I find serious drama entertaining, though bad things happen to good people.

you certainly get entertained, but it’s no fun and shouldn’t be

“but games should be all about fun”, shouts a crackhead gamer. The same one who gets his fun from dying trying to slash thousands of Dark Souls demons or headshooting geeks skinned as soldiers in online paintballs

Games are about overcoming a challenge within an artificial framework of rules. This can be fun, whether or not the narrative side of the game is “fun”. However, if the only challenge is handling the emotional responses brought on by the narrative (as in the visiting a terminally ill relative example), then I don’t consider that work a game.

I think that some of these issues arise because some of us are looking for challenging games, that we’ve decided to call “interactive fiction” instead of “text adventures” (perhaps for the same reason that people want to call comic books “graphic novels”: to give an aura of maturity and artistic legitimacy), while others of us really are looking to experience fiction that is interactive and couldn’t care less about overcoming a game’s challenges. This isn’t a new observation; it’s just the old crossword vs. narrative dichotomy.

Maybe it’s time for the gamers to cede the IF terminology and go back to calling text adventures “text adventures”.

I thought we kind of already did? Unnofficially, if you start talking about the difference between text adventures and interactive fiction people will know this is what you mean, right?

Yeah, but we still have an “IF community” and an “IF comp” etc. etc., and yet we’re talking about two different things that happen to use some of the same technology. If we start using a term that unambiguously means what we mean it to mean, people will know what we mean. You know what I mean?

That’s the meanest post I ever saw. :slight_smile:

Thing is, a lot of games don’t fall easily under one or the other cathegory. Some people prefer pure text adventures, like Zork, and some prefer pure interactive fiction, like Photopia. But there’s a huuuuge middle ground! I’m not sure that forcing a distinction might not do more harm than good.

Then again, I’m famously bad at predicting this sort of thing.

I wonder how many authors would be unable to answer the question “Do you primarily see this work as a game?”

While I was writing this post, I realised that I actually agreed with you. I didn’t expect that. Yes, most every IF work really is, at its heart, either a game or a non game. The middle ground, upon consideration, isn’t all that big, not if you strip all the frivolities and put it as bluntly as you did.

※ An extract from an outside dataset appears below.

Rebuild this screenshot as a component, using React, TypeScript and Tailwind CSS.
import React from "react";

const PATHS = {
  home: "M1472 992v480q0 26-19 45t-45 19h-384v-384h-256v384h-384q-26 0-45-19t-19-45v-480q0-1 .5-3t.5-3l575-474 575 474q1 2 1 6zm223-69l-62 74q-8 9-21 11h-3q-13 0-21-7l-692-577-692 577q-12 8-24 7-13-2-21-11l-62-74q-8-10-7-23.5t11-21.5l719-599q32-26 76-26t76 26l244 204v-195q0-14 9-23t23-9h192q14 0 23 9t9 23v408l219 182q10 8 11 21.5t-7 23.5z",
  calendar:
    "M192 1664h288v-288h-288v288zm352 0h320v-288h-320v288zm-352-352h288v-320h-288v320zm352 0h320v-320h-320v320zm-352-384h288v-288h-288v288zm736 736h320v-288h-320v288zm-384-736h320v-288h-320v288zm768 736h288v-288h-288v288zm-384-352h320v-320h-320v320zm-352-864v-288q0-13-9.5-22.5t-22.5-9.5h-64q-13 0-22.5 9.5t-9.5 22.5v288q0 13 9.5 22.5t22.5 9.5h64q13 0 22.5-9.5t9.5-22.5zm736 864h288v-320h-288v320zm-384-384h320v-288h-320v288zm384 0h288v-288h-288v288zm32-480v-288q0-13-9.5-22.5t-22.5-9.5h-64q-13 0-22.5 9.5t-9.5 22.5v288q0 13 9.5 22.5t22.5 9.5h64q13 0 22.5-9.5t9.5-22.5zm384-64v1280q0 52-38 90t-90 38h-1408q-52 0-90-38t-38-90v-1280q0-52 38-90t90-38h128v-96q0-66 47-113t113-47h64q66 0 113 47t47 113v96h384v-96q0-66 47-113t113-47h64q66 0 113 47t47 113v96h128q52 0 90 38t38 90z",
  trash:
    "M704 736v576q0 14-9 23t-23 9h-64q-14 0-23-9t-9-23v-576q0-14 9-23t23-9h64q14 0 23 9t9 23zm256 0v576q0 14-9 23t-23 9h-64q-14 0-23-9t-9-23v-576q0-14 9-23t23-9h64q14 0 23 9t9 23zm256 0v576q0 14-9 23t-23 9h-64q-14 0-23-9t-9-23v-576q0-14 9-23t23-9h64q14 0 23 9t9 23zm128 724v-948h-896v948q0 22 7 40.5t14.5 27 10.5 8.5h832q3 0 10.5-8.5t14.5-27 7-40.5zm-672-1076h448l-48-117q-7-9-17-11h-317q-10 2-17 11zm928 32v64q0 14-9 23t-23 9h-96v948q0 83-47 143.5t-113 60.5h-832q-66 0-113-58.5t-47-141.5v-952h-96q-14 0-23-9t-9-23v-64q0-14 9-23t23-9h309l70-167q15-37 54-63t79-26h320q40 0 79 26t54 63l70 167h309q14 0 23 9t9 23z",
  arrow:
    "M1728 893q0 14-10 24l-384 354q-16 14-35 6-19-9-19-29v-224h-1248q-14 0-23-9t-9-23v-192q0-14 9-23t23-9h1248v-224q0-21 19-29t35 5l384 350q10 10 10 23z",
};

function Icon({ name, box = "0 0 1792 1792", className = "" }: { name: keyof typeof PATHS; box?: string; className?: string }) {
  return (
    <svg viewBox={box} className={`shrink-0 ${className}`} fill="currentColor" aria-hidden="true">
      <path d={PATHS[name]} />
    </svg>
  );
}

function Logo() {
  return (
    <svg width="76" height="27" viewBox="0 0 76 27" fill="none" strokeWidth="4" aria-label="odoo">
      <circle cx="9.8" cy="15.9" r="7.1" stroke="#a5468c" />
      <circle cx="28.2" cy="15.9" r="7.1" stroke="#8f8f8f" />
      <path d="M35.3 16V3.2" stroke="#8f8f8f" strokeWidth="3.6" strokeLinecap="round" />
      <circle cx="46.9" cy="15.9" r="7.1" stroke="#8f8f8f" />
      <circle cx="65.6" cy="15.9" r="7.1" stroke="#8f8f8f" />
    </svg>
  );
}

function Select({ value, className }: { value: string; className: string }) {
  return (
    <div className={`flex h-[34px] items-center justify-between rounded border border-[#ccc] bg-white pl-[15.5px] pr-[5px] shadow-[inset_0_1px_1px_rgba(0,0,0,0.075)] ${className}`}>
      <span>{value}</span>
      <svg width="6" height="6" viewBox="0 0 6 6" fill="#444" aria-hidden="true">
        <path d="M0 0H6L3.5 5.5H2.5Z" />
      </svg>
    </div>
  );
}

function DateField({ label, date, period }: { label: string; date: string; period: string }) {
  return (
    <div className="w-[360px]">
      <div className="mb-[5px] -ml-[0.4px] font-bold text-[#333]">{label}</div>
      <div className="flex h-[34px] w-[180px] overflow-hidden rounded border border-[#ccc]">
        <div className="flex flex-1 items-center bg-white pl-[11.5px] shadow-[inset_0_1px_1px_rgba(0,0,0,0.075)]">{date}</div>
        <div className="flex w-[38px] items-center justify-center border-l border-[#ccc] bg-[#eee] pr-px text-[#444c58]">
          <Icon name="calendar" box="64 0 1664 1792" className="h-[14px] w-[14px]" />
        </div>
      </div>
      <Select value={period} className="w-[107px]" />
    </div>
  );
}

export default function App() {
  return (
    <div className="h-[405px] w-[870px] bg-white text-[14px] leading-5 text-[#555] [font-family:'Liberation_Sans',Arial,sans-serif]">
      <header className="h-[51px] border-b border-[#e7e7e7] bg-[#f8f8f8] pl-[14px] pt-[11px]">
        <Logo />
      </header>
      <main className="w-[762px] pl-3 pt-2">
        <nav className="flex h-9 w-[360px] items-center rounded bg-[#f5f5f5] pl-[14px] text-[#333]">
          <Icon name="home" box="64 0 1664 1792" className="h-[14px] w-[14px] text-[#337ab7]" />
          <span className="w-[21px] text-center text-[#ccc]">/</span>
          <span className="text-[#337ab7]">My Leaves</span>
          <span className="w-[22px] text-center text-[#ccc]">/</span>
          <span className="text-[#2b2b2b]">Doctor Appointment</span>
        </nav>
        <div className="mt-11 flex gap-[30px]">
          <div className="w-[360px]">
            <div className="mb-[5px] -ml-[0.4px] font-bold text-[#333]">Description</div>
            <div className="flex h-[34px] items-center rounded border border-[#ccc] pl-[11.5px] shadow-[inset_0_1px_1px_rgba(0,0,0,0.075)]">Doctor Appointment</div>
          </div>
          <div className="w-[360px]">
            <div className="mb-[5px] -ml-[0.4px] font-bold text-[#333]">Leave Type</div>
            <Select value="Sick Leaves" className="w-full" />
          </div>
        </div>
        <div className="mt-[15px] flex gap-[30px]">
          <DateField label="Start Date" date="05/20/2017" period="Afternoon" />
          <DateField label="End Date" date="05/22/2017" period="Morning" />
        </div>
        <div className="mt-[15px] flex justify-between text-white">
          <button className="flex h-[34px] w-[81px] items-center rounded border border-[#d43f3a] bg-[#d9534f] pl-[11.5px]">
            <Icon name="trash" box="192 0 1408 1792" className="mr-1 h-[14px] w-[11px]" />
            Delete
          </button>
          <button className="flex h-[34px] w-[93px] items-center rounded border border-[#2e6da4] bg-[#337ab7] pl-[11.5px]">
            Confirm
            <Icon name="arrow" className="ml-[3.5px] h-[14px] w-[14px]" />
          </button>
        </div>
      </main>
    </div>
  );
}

Hmmmm. So you’re talking about separating “text adventure” and “interactive fiction”? Maybe even have text adventure comps?

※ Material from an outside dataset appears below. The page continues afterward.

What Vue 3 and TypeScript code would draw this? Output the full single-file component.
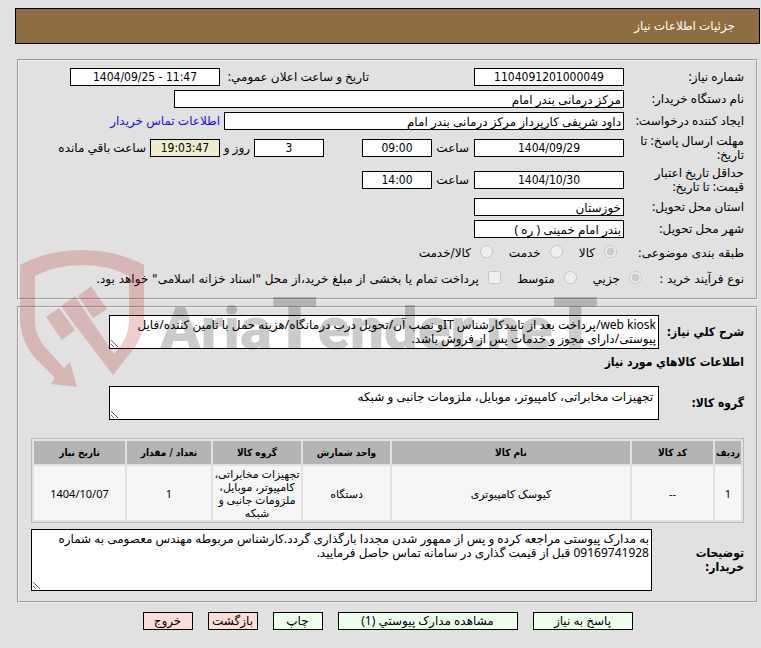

I am starting to see your point, I really am, but I worry about further fragmenting the community. Then again, bah, maybe it needs fragmenting, or forking if you will… Maybe it will stop all of this, because IF people won’t be frustrated by getting TAs in their IF, and vice versa. Yes, the idea has its merit…

There are more dramatic roles than just the hero. Players use IF for their own purposes. Winning according to the game rules, solving the game, isn’t necessarily what players want. Plenty of people enjoyed just being a baker in The Baker of Shireton.

Posing IF as games tends to rule out observational experiences like the Art Show games. IF can put you in a virtual world which you can interact with and explore - why does there have to be a goal imposed on the player, a victory condition?

What was Parser comp but a text adventure comp? Drop the fuddy old name and go for Adventure Comp. And you have something inspiring people would get behind.

If I understand Vlaviano correctly, that’s the point - the Art Show games are not games at all. And they are no less valid nor entertaining for that. But someone who is specifically looking for games will now they won’t find them in the Art Show.

We are of course using a very specific definition of “game”, and it is possible to broaden that definition a lot, but the funny thing is, this very specific definition does encompass the usual IF/TA dichotomy.

There doesn’t.

My point is that some IF works are games and some aren’t, and we’re confusing the issue by calling them both IF and evaluating them against one another. We’re comparing apples and oranges, if you will.

The Art Show style “games” to which you refer aren’t really games, and so they would fall into the not-a-game “interactive fiction” category as opposed to the is-a-game “text adventure” category.